Hungarian Forint Wobbles Then Mostly Stable On Interbank Market

  • 8 Jan 2015 8:00 AM
Hungarian Forint Wobbles Then Mostly Stable On Interbank Market
The forint was trading at 318.39 to the euro late Wednesday on the interbank forex market, up from 319.66 late on the previous day. At 319.94 to the euro early Wednesday, the forint moved between 318.38 and 320.87, after it fell to a new three-year low at 321.35 on Tuesday.

The dollar’s renewed strengthening in euro terms still pressured the Hungarian currency, but the impact was balanced later in the day by some improvement of the Russian rouble against major currencies, leaving the forint down against the dollar only.

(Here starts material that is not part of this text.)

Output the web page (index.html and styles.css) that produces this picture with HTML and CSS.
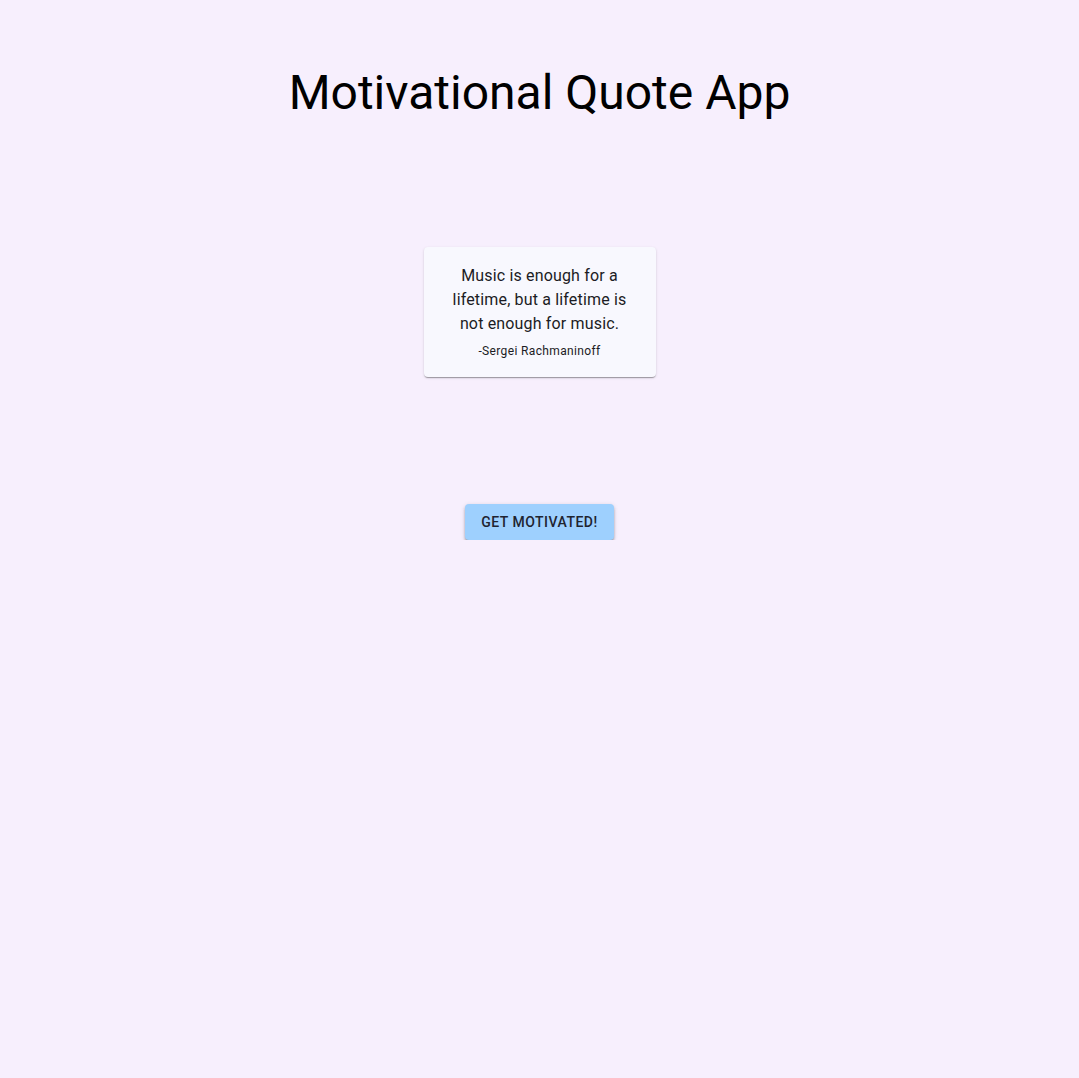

Repeated attempts to break 321 to the euro signal that the trend is still downward, and that the forint could revisit 2012’s all-time-high of 324 in the near future. If it does, the 330 level would come into focus, analysts say.

Debt market developments also played against the forint. German and US market yields for the 10-year benchmark rose on the secondary market after data showed headline deflation reached the euro area the first time since 2009 but core inflation started to rose slightly in December, cooling expectations for a nearside quantitative easing by the ECB, and fresh US foreign trade, employment and mortgage applications figures pointing to growth suggested the Fed might not postpone a rate rise expected for this year.

But Hungarian yields fell as a policy rate cut in Romania fuelled expectations that Poland and Hungary might follow suite in view of disinflation.

Fresh data on slowing industrial and manufacturing producer prices, annual inflation in November, and continuing deflation month-onmonth, backed expectations. So, the risk premium of Hungarian longer-term debt compared to firstrated debt narrowed.

Meanwhile, ten-week and threemonth Hungarian issues in the last couple of days with sharply rising yields despite heavy oversubscription suggested that the government was eager to raise public debt even at higher costs to replenish liquidity, a development which could also pressure the forint.

Commerzbank spotted National Bank of Hungary (NBH) governor György Matolcsy’s increased concern regarding the possibility of extended deflation across the EU on the back of falling oil prices. “Although Matolcsy sounded satisfied with Hungary’s own inflation outlook, this could be the beginning of the central bank mulling fresh rate easing in the coming months,” Commerzbank said.

But expectations for Hungary’s rate move, however, are not all for a cut. Erste Bank expects Hungary’s key policy rate to stay unchanged at 2.1% throughout 2015, a view it says was confirmed by the central bank governor’s comments out Tuesday.

Matolcsy said tax-adjusted core inflation in Hungary is still on a steady path, and the country’s inflation course is favourable, Erste said.